## start RECORDED INFORMATION
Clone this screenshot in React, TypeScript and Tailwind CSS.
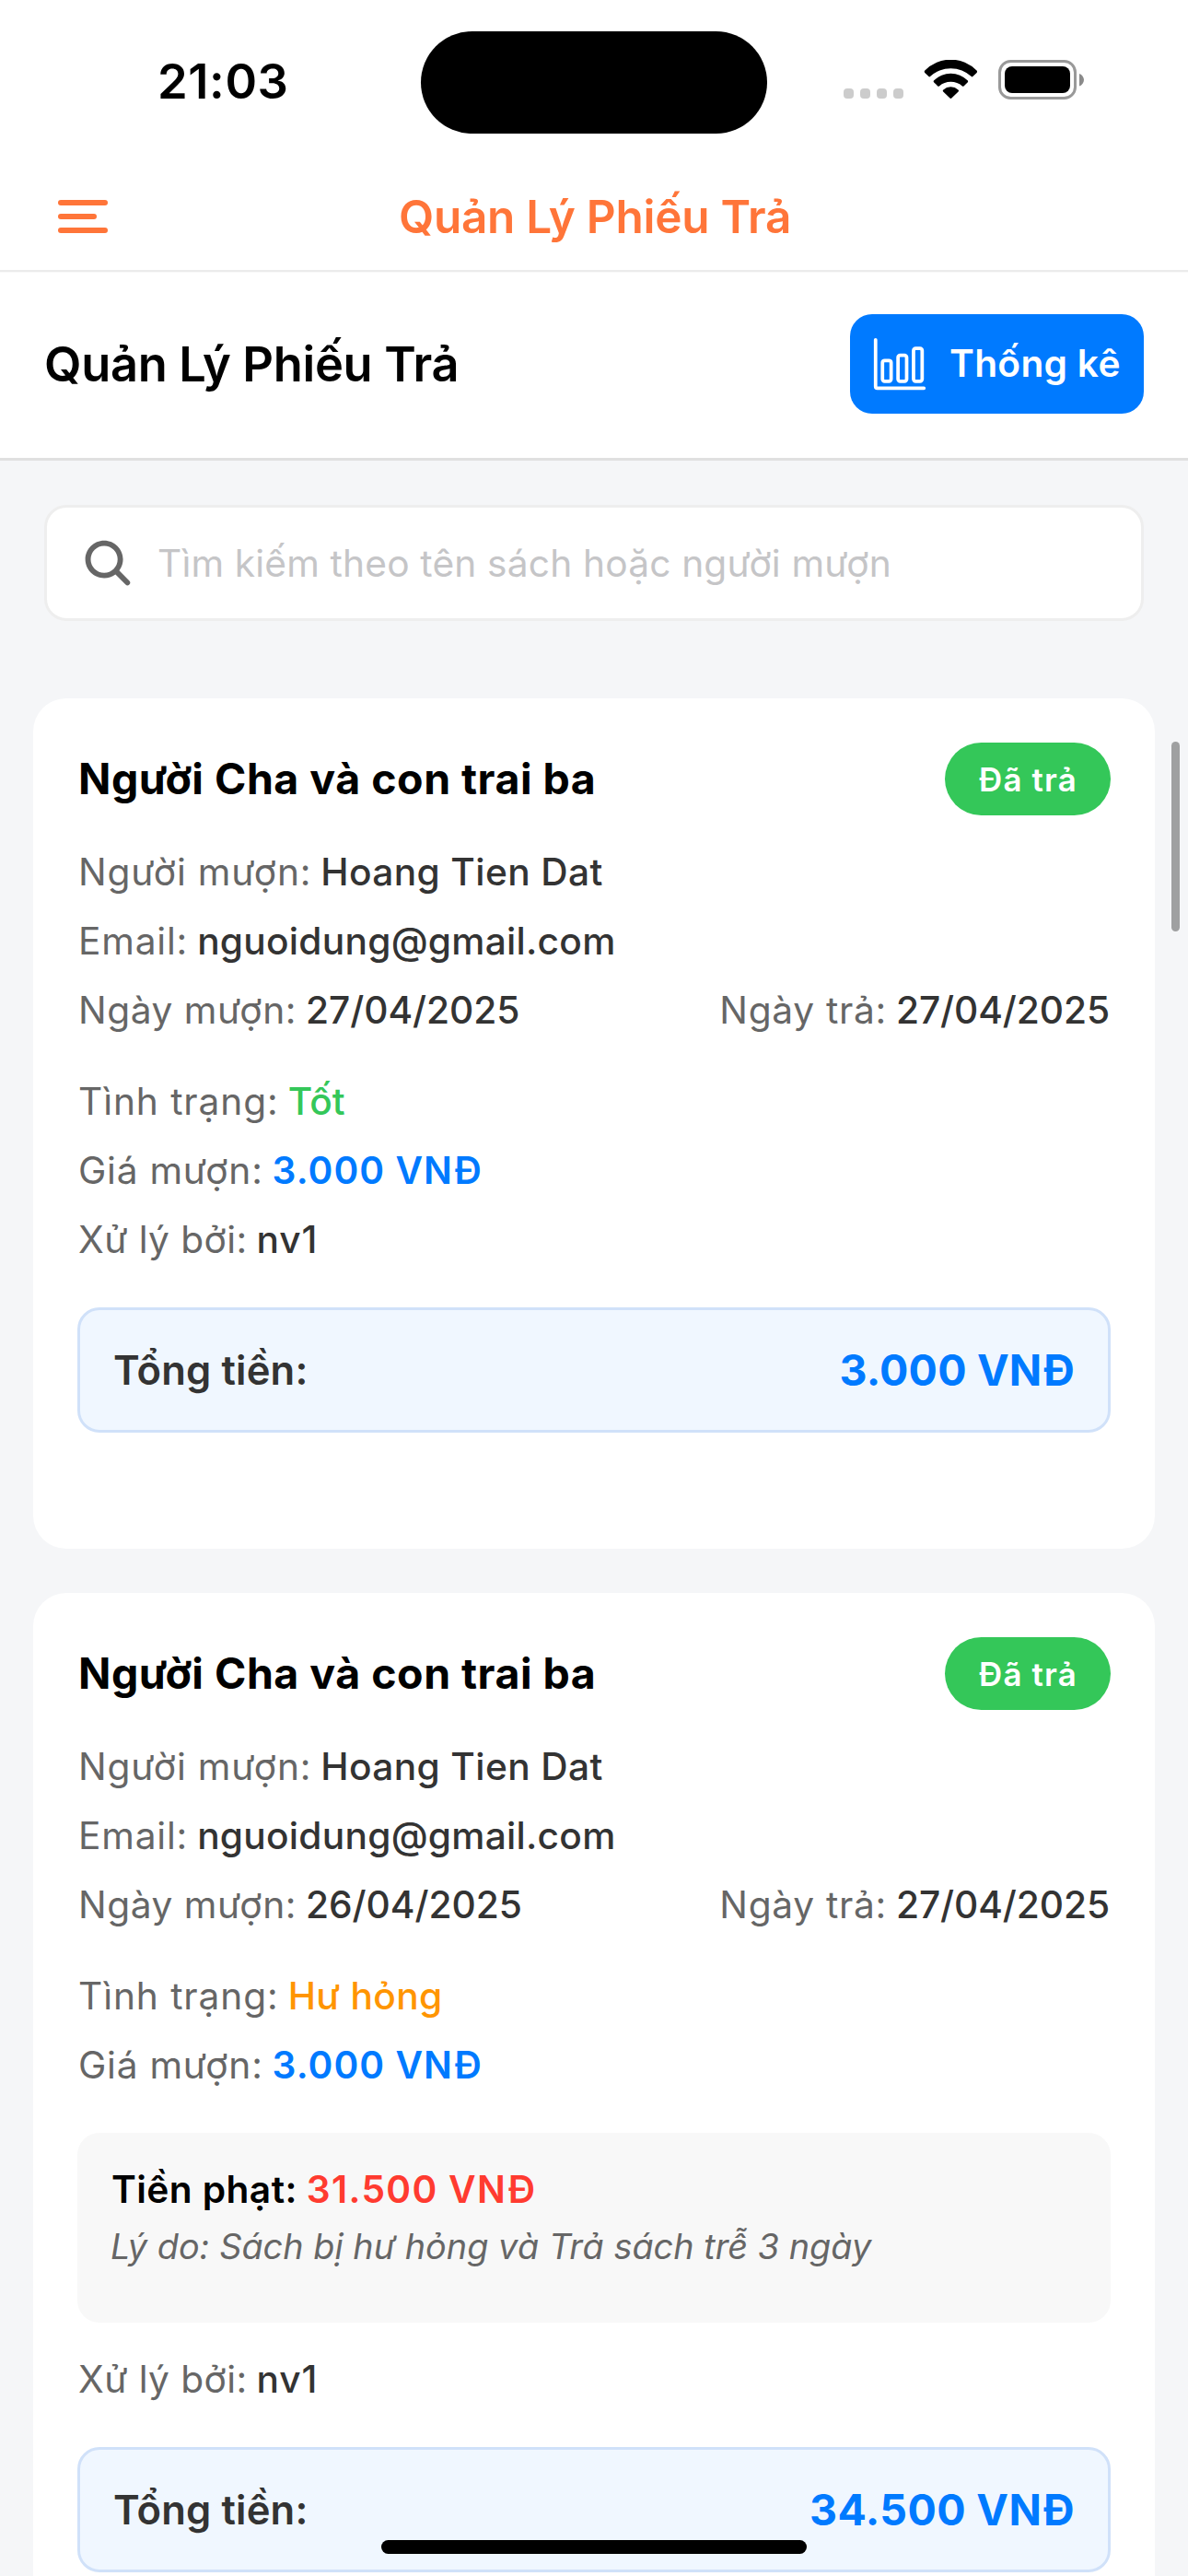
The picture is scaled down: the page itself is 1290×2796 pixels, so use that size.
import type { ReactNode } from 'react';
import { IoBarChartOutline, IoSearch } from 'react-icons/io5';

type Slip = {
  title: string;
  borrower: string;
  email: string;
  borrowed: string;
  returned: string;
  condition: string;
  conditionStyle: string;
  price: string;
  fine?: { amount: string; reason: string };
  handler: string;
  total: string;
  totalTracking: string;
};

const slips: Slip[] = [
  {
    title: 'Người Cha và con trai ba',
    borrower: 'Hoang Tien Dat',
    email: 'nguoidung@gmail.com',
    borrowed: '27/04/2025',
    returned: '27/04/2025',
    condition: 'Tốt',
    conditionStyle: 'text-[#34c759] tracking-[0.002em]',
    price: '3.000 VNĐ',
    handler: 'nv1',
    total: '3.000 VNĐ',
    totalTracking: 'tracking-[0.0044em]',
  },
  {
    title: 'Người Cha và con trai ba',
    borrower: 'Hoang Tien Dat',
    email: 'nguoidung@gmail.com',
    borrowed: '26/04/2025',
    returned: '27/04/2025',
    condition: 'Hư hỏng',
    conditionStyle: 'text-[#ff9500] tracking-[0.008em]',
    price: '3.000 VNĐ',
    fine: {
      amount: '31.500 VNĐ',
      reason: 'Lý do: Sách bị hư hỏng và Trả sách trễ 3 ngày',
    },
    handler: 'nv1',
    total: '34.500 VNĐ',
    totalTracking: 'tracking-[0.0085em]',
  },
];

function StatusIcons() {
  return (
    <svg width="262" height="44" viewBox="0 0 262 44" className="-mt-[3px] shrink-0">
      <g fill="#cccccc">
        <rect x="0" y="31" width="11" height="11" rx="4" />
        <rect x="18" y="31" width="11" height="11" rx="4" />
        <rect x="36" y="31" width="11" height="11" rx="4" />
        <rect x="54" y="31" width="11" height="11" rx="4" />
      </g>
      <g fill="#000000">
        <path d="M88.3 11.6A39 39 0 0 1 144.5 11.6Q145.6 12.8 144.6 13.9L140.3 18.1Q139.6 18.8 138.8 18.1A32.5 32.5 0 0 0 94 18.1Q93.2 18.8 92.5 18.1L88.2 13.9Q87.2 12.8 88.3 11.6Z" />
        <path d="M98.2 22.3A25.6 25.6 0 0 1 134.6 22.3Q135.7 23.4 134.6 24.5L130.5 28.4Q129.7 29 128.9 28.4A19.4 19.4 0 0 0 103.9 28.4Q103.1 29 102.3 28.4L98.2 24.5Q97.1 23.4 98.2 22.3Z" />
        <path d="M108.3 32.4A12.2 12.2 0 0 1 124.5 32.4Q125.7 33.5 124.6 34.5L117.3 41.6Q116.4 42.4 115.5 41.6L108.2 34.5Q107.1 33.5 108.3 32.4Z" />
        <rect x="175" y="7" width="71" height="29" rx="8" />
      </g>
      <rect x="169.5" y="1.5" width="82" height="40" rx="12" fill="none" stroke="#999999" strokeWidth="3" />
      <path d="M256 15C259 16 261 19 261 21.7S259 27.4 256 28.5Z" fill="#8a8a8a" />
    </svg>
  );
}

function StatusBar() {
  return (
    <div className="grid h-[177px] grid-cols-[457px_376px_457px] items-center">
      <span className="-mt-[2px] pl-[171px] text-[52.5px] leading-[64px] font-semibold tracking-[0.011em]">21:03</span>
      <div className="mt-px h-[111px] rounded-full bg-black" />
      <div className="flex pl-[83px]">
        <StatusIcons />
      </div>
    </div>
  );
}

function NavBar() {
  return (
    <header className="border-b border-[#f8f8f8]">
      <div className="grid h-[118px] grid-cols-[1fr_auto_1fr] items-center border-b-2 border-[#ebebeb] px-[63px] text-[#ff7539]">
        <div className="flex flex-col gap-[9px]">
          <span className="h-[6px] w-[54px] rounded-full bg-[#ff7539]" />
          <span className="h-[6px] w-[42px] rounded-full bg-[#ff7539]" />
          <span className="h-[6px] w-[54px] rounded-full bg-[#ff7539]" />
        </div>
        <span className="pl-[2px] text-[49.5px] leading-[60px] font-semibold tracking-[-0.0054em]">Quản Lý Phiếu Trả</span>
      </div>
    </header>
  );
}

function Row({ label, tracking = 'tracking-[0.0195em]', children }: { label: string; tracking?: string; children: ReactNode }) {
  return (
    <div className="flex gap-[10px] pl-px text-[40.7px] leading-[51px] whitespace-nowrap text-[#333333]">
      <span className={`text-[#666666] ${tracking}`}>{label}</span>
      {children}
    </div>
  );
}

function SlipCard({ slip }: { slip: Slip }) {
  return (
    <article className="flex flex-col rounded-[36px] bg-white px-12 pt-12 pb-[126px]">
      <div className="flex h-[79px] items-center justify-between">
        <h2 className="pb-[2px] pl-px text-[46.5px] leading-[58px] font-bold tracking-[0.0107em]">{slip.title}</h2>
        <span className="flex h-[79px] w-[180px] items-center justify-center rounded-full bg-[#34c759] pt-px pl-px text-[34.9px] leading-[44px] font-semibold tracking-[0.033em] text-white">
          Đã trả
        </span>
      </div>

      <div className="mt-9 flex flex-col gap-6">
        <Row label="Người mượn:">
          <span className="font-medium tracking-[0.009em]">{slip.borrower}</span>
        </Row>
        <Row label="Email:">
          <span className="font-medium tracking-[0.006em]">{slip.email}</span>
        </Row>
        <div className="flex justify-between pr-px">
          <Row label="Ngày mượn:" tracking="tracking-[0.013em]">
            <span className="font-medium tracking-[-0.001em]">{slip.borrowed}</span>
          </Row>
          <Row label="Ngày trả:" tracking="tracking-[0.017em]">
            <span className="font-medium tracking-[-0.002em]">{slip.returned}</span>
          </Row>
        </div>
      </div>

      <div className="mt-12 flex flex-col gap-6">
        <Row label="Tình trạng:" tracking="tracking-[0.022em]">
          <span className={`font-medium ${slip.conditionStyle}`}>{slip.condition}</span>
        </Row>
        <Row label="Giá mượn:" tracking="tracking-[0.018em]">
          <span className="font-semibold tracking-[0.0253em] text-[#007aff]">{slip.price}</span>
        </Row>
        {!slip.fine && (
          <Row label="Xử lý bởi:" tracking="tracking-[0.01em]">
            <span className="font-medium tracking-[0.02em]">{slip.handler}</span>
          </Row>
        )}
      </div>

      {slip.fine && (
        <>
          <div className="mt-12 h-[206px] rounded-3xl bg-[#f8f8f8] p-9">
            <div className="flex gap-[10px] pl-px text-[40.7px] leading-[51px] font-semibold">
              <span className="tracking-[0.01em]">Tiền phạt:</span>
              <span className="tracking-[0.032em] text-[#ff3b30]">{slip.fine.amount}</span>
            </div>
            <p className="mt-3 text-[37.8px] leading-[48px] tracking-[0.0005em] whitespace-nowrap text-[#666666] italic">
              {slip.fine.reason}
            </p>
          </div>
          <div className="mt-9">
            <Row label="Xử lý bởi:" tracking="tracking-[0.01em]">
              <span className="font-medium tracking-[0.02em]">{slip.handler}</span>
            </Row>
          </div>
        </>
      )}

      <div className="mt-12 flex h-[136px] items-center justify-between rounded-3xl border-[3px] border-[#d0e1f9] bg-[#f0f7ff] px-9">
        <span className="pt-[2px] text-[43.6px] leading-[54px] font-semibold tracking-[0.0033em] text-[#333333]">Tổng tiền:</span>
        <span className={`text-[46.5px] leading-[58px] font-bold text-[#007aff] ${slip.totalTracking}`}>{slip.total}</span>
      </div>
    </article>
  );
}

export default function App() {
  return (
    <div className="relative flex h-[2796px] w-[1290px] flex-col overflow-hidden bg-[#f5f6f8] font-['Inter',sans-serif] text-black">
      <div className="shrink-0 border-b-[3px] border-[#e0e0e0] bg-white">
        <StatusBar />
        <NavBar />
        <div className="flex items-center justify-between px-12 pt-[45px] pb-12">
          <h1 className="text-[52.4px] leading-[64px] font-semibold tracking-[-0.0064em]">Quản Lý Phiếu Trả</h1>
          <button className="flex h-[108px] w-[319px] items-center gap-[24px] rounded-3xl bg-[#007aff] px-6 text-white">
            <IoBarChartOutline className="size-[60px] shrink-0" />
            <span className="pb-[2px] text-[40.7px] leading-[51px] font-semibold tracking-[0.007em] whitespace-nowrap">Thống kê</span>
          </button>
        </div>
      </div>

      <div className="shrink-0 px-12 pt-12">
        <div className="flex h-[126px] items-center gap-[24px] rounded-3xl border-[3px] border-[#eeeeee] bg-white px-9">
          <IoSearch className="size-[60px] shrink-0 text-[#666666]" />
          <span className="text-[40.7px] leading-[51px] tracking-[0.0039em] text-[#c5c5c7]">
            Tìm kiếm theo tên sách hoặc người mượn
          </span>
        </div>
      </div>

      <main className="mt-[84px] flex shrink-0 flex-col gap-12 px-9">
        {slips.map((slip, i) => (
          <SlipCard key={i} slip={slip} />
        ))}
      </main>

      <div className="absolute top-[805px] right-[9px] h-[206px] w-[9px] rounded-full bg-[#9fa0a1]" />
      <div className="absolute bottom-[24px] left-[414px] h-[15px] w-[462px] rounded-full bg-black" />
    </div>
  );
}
## end RECORDED INFORMATION
### WRITTEN EXERCISE
Search the lines for the string "size" and copy every line that has it.

### REPLY TO THE EXERCISE
The picture is scaled down: the page itself is 1290×2796 pixels, so use that size.
            <IoBarChartOutline className="size-[60px] shrink-0" />
          <IoSearch className="size-[60px] shrink-0 text-[#666666]" />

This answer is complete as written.